What's even more awesome is that their software will decode H.264 material once it's released for CS4 next year. That means real time AVCHD editing at full resolution... But only for Premier.

Rmack: unfortunately the language that AMD is using (Brook+ as I mentioned in my first post) is scheduled for replacement by OpenCL, which is precisely why the company designing the Badaboom software did not and will not program for AMD GPUs; it's a really big risk for a new startup to release code that will be scrapped soon.

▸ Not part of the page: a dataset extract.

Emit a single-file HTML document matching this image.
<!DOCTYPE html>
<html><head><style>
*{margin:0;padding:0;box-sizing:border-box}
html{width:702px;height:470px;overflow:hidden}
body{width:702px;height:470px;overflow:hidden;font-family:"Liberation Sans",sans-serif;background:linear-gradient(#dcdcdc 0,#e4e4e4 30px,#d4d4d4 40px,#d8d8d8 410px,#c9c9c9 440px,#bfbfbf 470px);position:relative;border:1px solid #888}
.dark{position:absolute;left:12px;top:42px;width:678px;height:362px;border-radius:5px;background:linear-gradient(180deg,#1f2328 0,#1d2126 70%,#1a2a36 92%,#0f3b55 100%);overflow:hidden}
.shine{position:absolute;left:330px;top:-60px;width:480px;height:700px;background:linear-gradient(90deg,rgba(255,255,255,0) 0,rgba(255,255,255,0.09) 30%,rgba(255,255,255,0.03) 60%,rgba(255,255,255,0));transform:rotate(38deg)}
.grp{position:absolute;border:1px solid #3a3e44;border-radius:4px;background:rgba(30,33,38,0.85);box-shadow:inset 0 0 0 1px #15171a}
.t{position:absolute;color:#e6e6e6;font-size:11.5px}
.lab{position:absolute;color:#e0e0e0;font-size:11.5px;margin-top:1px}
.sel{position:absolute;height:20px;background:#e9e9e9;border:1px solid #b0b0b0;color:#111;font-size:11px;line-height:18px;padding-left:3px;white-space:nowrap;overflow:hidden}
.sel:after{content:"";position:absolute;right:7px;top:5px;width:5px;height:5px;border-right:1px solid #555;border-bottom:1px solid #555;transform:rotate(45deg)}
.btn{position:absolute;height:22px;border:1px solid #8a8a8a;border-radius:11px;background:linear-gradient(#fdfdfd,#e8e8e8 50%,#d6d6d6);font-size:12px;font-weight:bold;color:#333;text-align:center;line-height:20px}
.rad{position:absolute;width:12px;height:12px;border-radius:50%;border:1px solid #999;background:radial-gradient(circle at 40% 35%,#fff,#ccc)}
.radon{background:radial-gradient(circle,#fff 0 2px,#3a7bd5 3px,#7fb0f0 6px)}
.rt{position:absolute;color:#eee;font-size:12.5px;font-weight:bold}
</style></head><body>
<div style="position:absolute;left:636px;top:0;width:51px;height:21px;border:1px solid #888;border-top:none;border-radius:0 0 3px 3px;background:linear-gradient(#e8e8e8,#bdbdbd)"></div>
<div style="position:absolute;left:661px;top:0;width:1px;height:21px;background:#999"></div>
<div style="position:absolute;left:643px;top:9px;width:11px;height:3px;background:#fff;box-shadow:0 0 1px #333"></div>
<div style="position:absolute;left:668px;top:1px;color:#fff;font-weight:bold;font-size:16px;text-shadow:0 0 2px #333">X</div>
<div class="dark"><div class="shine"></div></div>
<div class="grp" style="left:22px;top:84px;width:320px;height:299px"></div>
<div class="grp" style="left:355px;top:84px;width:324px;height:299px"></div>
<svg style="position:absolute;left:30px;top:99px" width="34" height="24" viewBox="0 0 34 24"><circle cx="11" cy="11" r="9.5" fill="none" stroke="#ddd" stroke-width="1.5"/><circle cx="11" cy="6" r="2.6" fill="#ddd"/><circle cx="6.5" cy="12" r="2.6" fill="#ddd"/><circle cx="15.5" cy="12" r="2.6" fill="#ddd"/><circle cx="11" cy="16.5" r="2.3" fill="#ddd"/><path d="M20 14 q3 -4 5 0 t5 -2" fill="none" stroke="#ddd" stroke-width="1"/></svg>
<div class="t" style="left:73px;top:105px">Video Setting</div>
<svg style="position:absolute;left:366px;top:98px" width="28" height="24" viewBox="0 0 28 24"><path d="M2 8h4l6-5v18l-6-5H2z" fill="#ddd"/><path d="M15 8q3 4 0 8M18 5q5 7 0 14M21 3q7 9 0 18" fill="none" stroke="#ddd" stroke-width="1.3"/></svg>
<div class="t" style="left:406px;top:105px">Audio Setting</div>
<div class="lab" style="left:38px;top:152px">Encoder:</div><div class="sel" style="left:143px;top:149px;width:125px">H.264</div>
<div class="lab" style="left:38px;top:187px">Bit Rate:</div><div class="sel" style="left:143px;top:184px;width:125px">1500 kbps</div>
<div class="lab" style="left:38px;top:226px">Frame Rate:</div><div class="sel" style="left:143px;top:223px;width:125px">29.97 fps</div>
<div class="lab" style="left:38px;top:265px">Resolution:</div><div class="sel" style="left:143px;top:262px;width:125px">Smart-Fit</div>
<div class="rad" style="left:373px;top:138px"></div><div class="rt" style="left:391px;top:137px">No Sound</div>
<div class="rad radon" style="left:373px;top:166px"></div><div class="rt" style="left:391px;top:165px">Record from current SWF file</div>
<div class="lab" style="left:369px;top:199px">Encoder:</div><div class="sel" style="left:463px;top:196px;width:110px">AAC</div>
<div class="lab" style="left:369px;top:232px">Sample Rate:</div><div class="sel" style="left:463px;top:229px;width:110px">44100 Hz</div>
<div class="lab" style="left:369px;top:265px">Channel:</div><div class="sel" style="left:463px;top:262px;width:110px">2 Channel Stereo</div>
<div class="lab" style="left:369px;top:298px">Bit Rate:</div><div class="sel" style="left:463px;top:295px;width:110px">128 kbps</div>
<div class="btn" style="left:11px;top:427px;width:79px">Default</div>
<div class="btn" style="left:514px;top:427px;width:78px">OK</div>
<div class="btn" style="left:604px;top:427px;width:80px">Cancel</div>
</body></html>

Again, adding this kind of a feature to Vegas Pro's renderer would be a great shot in the arm to their sales, and would not inhibit the Vegas timeline experience.
rmack350 wrote on 8/20/2008, 9:41 PM
Yah, I was peripherally aware that AMD is changing some things in their system. The point was just to show that there's a breadth to these efforts and also to provide a link to a little reading material that was more than I could write without a lot more reading of my own. It's been a year and a half since I looked into the topic so I'm really rusty on it.

Rob



jabloomf1230 wrote on 8/21/2008, 8:45 AM
Umm, I think that was my point. GPU encoding uses the GPU's shader cores and video cards that are readily available (not exotics) have up to 240 shader cores. The GPU shaders are not elaborate computational beasts like the cores found in CPUs. The shaders have a limited instruction set, but can be tailored to do tasks like video encoding.
Himanshu wrote on 8/22/2008, 6:37 PM
jabloomf1230,

If you're interested, you should read up on Nehalem/Larrabee by Intel - they are basically packing several x86 CPUs on a die to replace GPUs...they demonstrate how their architecture is more flexible because it is general purpose & programmable while also containing some fixed algorithms/paths for things that are faster to implement in silicon. Interesting stuff...I'm not all the way through the architecture paper yet.
jabloomf1230 wrote on 8/23/2008, 6:15 PM
Thanks. I've been following the Intel stuff, since they first proposed having the CPU do the GPU's work. So far, Intel just seems to be reacting to opposite claims made by AMD (ATI) and nVidia. Intel is saying that they will have these new cores available by some time in mid to late 2009. nVidia has their model working right now. Don't you love when a monopolistic company like Intel gets pushed into doing the right thing? Eventually, the distinction between the GPU and CPU may disappear. What's hastening that at the moment is the decline in PC gaming and the increase in the video game console market. The demand for add-on GPU cards is not going to continue to increase, unless something happens in the gaming industry to reverse the present trend. But the demand for desktop/laptop CPUs seems only influenced by global economic conditions. Just like in Intel's "war" against AMD over CPUs, I'd put my money on Intel in the GPU arena in the long run.
Terje wrote on 8/23/2008, 7:38 PM
'd also like to tow the Maltese Falcon behind my Miata. (I'd have to get a Miata first

For all but the most obvious reasons, why would a man want to drive a Miata? With or without the Maltese Falcon in tow?